WRITTEN INSTRUCTION. Among the lines below, list those containing the string "styles".
___
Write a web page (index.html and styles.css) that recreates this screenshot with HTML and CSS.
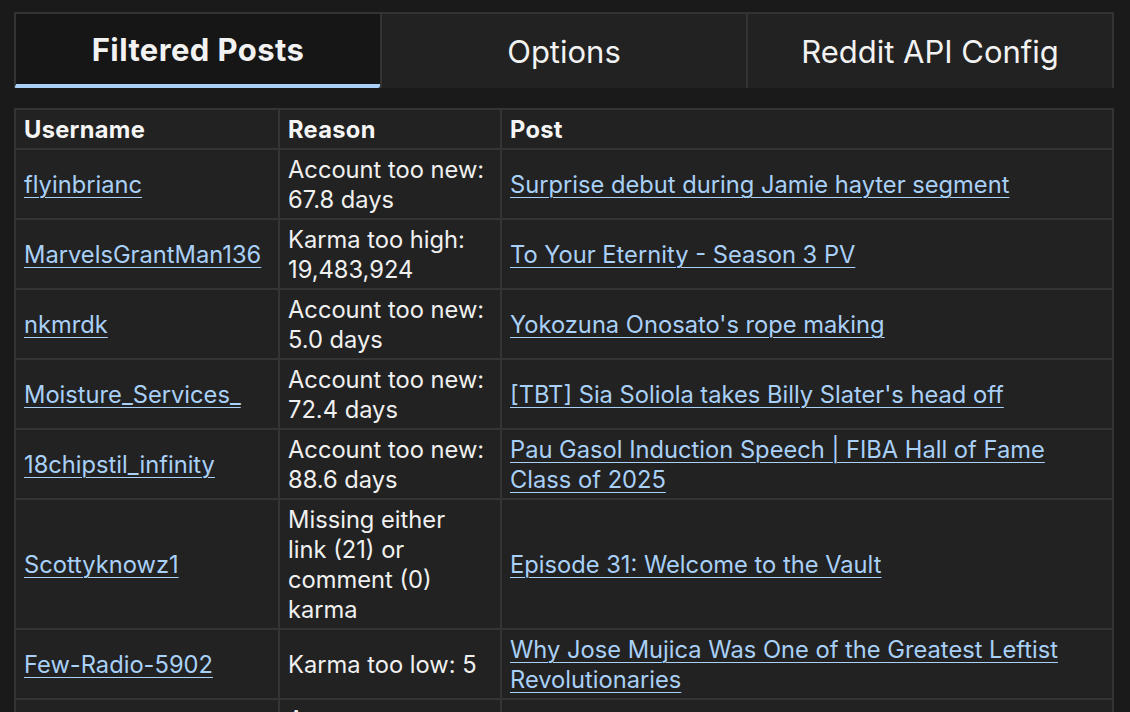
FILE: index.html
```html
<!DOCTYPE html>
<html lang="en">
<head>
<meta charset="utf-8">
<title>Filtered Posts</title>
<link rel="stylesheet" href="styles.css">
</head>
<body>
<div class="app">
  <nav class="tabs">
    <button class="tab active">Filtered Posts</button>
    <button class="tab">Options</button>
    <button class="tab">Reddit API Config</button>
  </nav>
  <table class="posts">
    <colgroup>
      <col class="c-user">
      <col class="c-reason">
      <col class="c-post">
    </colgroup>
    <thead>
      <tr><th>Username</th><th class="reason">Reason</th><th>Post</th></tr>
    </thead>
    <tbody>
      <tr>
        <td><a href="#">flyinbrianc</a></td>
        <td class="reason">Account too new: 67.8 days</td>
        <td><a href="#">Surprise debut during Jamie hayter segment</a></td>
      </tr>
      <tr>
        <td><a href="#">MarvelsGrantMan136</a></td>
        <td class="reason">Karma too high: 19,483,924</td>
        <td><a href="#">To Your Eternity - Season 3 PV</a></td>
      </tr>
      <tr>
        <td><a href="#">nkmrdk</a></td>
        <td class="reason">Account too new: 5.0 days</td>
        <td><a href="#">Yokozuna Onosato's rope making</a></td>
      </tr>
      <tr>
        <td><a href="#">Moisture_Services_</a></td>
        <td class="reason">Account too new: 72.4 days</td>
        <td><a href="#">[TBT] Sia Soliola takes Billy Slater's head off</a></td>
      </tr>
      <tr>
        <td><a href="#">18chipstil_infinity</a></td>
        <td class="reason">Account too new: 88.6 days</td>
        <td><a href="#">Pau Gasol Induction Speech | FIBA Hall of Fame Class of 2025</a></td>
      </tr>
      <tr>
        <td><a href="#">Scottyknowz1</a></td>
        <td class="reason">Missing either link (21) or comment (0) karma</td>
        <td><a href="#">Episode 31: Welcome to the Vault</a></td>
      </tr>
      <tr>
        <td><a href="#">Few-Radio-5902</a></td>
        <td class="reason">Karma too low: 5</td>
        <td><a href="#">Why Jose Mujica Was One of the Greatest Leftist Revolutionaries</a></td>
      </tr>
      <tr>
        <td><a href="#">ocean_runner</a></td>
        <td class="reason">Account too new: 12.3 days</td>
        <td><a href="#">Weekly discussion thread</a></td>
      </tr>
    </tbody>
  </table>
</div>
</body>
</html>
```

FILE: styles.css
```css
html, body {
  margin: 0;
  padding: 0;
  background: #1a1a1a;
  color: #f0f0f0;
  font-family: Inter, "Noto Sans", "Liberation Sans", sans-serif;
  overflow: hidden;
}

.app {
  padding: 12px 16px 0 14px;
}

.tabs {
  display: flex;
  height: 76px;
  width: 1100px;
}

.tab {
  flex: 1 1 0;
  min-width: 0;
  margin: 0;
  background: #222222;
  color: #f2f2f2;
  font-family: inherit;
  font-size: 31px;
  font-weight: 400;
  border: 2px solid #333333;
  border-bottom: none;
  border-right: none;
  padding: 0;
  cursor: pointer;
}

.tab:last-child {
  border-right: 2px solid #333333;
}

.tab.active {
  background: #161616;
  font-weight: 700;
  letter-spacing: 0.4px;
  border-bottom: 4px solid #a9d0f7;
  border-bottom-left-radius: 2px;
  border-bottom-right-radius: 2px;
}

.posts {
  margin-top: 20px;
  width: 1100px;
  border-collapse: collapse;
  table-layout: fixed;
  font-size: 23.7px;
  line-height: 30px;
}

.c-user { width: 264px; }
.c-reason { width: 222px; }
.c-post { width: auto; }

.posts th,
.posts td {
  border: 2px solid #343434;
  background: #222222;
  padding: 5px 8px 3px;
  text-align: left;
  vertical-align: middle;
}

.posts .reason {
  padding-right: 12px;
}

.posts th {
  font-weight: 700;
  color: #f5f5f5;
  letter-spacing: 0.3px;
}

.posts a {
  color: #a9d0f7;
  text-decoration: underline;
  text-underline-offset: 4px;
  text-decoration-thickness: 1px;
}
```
___
CORRECT RESULT.
Write a web page (index.html and styles.css) that recreates this screenshot with HTML and CSS.
<link rel="stylesheet" href="styles.css">
FILE: styles.css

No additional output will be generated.